Problem
In the listing below, count the lines with "component" and report only the figure.

Records supplied
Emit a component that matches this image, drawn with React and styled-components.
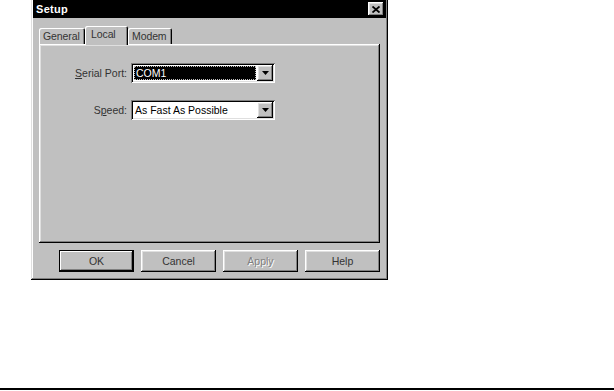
--
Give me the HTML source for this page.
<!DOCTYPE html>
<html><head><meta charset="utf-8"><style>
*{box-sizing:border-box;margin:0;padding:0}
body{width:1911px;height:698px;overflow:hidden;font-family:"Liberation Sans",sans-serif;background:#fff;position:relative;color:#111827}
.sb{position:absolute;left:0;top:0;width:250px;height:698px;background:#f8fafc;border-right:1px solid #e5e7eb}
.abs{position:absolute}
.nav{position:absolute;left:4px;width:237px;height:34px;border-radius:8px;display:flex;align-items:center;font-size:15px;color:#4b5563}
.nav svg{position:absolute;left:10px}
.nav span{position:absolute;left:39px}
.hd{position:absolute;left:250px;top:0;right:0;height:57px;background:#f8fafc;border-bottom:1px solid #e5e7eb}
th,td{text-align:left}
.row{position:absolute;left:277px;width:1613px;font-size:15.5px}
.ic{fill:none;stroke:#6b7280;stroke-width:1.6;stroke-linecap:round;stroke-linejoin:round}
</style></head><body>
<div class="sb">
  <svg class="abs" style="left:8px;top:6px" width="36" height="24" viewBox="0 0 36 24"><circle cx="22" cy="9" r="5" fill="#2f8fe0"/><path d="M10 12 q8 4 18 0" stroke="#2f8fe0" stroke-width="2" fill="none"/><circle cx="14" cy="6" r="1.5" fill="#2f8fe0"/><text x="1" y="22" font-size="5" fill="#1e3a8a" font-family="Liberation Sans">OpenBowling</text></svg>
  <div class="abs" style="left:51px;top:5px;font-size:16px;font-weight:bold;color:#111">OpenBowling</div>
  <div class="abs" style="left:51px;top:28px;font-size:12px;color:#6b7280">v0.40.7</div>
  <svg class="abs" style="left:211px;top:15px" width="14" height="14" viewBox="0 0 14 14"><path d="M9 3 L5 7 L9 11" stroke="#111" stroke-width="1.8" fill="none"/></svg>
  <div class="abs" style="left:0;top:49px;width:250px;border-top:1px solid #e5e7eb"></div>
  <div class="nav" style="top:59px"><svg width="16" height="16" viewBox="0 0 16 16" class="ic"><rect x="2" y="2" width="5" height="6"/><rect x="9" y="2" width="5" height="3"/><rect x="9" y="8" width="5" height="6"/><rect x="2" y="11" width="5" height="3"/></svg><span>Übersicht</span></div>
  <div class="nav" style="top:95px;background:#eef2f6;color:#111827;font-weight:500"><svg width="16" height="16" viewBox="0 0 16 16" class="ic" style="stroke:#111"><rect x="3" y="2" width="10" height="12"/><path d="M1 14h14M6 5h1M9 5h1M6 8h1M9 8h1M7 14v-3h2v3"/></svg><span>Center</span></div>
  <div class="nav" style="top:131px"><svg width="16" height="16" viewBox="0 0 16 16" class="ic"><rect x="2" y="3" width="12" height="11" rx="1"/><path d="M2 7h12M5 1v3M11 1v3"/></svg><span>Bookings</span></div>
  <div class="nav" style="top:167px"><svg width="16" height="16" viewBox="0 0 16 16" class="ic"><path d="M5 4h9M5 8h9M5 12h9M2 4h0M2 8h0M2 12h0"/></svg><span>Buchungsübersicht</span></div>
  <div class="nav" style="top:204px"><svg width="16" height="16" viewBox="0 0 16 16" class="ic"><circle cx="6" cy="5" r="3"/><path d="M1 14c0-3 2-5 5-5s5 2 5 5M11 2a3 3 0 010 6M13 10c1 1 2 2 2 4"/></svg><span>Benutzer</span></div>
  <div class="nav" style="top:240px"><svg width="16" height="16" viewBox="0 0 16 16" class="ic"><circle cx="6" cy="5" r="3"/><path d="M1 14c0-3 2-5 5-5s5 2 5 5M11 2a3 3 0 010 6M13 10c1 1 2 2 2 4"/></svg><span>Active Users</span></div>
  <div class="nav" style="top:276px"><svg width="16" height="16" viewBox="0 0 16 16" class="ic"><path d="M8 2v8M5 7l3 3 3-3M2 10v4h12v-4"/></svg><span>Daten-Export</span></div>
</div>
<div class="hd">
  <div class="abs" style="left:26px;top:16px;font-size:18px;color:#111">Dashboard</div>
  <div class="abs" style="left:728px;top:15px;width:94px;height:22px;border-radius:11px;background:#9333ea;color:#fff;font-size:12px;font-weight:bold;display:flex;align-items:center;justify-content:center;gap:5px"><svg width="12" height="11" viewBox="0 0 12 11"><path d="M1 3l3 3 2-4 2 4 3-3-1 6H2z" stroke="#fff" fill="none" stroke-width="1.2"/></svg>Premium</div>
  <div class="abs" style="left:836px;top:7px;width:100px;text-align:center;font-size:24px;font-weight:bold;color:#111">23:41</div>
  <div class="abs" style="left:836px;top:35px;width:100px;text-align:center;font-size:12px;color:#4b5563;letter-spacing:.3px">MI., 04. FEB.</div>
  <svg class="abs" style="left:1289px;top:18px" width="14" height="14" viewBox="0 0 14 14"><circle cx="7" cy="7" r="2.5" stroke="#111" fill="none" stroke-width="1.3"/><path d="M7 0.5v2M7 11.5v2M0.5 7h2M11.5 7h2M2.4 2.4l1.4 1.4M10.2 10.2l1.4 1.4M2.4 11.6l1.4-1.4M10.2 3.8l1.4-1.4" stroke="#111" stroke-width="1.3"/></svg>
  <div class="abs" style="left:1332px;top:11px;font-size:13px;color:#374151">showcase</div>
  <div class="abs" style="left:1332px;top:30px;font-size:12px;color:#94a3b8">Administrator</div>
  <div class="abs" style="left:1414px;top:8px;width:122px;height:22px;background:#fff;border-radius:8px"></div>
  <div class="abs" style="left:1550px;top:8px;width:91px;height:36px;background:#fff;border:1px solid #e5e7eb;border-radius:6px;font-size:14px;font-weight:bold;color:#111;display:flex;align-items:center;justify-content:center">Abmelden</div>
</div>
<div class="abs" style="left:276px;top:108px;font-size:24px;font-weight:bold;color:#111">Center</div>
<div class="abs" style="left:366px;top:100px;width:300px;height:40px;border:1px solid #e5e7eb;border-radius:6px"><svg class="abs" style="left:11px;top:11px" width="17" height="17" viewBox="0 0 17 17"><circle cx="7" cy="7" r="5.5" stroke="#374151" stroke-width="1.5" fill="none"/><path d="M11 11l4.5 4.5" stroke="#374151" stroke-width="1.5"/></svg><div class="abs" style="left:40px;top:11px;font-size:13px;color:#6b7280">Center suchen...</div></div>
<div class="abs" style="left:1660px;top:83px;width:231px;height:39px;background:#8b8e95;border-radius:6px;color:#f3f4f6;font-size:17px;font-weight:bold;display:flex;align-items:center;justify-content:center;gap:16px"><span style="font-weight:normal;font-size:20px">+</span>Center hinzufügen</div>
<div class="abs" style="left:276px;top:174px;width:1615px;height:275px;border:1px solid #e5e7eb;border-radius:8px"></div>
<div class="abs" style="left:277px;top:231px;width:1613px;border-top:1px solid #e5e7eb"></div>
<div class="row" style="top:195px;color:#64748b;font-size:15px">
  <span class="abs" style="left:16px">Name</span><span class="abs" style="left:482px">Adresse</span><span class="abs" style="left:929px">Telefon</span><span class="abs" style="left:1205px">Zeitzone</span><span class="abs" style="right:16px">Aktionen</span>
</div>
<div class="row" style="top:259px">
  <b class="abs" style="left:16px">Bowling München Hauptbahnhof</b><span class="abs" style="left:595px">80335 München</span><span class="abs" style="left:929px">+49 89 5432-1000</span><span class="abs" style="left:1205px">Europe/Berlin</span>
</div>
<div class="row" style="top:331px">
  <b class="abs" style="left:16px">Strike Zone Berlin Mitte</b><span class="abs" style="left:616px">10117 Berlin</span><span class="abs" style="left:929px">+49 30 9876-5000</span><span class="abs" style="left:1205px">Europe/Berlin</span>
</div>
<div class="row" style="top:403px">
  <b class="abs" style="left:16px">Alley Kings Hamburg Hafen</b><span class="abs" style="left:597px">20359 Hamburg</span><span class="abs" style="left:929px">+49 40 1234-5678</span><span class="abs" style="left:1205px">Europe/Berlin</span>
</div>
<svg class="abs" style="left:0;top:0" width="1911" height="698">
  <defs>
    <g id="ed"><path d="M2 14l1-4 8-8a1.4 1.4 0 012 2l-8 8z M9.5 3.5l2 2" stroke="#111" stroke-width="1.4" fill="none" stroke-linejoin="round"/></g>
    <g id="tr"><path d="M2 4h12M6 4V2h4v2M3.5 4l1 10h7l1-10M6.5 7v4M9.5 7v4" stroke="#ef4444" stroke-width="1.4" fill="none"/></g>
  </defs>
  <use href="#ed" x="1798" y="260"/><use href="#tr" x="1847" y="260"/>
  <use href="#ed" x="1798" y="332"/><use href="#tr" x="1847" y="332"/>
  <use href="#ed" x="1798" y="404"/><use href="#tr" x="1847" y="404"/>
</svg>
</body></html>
* * *
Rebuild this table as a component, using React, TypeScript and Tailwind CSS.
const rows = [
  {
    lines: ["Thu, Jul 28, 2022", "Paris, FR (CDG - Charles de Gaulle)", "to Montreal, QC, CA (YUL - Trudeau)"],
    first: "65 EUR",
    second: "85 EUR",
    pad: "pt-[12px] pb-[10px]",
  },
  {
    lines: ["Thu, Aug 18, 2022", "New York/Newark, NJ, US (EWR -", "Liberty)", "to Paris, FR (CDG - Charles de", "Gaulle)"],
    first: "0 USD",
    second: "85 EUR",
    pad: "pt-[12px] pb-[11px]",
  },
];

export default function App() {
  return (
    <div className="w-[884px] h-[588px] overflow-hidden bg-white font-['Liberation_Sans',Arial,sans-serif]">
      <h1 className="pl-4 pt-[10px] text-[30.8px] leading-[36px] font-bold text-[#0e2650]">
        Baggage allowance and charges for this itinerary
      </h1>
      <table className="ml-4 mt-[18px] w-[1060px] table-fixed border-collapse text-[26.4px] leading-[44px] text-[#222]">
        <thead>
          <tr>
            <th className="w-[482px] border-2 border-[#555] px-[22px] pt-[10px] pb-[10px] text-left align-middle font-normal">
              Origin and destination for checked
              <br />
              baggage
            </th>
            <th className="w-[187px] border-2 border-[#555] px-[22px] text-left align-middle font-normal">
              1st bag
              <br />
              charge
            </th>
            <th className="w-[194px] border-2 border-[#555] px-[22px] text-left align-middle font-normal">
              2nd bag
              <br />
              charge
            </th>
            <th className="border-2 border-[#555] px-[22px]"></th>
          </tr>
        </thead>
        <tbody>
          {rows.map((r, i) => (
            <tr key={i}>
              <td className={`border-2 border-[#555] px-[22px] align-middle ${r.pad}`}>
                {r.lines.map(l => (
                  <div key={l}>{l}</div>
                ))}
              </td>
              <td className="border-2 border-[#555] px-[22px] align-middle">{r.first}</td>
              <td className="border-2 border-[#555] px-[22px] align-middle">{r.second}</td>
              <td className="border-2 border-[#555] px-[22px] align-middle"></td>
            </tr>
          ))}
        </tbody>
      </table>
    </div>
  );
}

Reply
2